▸ GIVEN EXERCISE
From the listing below, select every line where the word "styles" appears.

▸ DATA FOR THIS TASK
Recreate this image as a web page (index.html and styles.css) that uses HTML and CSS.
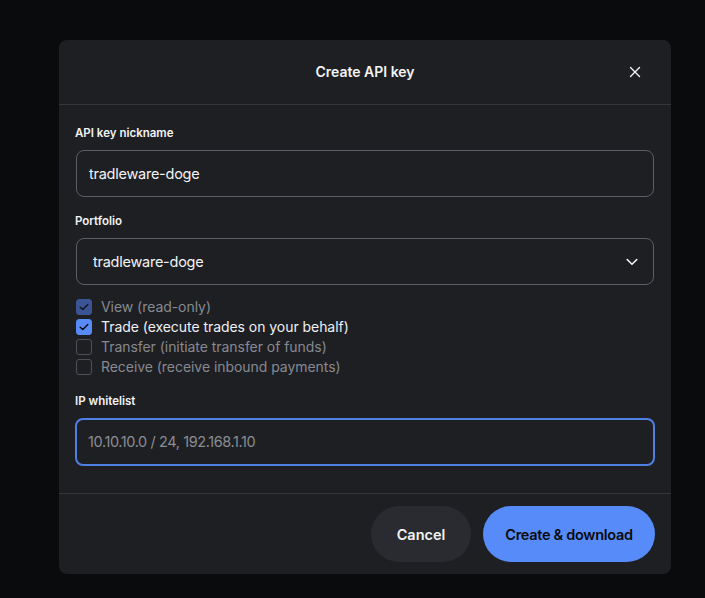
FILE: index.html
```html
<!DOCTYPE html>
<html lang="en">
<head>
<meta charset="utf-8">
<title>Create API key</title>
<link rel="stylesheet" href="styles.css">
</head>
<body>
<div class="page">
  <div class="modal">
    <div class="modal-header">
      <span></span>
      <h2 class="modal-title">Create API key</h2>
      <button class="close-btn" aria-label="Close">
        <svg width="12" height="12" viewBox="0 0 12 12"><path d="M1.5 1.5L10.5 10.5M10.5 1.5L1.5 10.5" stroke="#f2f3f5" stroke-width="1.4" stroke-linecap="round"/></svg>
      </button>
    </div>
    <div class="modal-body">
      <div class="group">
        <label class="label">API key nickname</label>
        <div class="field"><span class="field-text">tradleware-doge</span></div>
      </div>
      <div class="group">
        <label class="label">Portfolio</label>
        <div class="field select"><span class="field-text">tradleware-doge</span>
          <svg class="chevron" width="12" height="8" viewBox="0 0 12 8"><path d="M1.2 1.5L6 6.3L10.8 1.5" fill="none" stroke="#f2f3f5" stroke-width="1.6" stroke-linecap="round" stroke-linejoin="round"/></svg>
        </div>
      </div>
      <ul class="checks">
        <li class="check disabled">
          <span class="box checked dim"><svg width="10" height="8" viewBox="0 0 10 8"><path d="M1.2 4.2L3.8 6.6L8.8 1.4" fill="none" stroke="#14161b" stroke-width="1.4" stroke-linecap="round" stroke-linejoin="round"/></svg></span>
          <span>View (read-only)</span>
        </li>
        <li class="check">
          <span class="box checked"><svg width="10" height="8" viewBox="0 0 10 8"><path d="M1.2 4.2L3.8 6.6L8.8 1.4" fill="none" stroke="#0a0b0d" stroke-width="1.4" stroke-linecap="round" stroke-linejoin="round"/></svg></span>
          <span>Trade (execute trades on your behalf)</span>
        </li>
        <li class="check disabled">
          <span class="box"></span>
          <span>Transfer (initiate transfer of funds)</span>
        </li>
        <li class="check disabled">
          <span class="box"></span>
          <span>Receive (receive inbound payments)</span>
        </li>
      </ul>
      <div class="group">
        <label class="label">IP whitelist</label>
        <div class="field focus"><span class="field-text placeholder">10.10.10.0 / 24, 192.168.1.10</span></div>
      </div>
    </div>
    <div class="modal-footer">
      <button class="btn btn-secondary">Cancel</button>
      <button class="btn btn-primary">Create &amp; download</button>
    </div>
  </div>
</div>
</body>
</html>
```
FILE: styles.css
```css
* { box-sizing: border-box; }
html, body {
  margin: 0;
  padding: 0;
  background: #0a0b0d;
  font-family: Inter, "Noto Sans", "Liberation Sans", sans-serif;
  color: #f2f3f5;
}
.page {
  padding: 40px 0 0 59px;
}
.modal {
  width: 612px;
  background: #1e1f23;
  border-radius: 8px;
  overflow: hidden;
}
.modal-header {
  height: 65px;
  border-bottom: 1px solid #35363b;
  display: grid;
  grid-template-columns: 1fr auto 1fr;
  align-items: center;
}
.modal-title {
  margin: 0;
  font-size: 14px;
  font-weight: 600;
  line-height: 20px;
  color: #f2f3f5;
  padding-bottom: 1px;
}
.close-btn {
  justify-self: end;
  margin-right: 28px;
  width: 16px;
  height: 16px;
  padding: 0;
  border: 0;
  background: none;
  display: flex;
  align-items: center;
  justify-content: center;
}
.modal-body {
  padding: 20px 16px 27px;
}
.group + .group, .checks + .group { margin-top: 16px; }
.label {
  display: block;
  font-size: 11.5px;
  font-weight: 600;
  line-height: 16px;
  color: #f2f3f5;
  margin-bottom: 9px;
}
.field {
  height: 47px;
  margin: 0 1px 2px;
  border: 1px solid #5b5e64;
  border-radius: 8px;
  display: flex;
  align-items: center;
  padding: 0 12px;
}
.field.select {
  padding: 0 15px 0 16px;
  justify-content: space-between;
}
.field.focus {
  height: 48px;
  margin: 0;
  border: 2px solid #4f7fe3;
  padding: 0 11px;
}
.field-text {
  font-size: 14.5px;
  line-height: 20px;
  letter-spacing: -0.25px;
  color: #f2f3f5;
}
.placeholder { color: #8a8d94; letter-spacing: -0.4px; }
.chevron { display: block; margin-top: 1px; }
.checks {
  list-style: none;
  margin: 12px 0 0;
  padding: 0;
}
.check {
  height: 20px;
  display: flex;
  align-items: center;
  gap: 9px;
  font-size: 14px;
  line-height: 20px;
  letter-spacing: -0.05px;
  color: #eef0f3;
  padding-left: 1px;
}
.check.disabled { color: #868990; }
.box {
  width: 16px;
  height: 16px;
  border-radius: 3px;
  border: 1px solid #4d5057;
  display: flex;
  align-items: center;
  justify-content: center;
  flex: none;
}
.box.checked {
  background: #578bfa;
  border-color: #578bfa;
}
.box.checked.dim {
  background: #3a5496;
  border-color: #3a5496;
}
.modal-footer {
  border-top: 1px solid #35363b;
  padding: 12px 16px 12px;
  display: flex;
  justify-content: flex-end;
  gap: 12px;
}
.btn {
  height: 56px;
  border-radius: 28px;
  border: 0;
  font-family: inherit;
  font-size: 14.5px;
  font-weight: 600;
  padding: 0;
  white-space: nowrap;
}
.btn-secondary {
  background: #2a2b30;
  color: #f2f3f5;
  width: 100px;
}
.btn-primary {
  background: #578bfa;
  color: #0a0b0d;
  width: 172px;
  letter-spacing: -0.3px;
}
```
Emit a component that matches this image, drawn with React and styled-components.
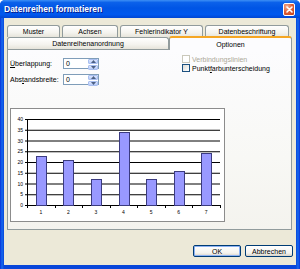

▸ OUTPUT
Recreate this image as a web page (index.html and styles.css) that uses HTML and CSS.
<link rel="stylesheet" href="styles.css">
FILE: styles.css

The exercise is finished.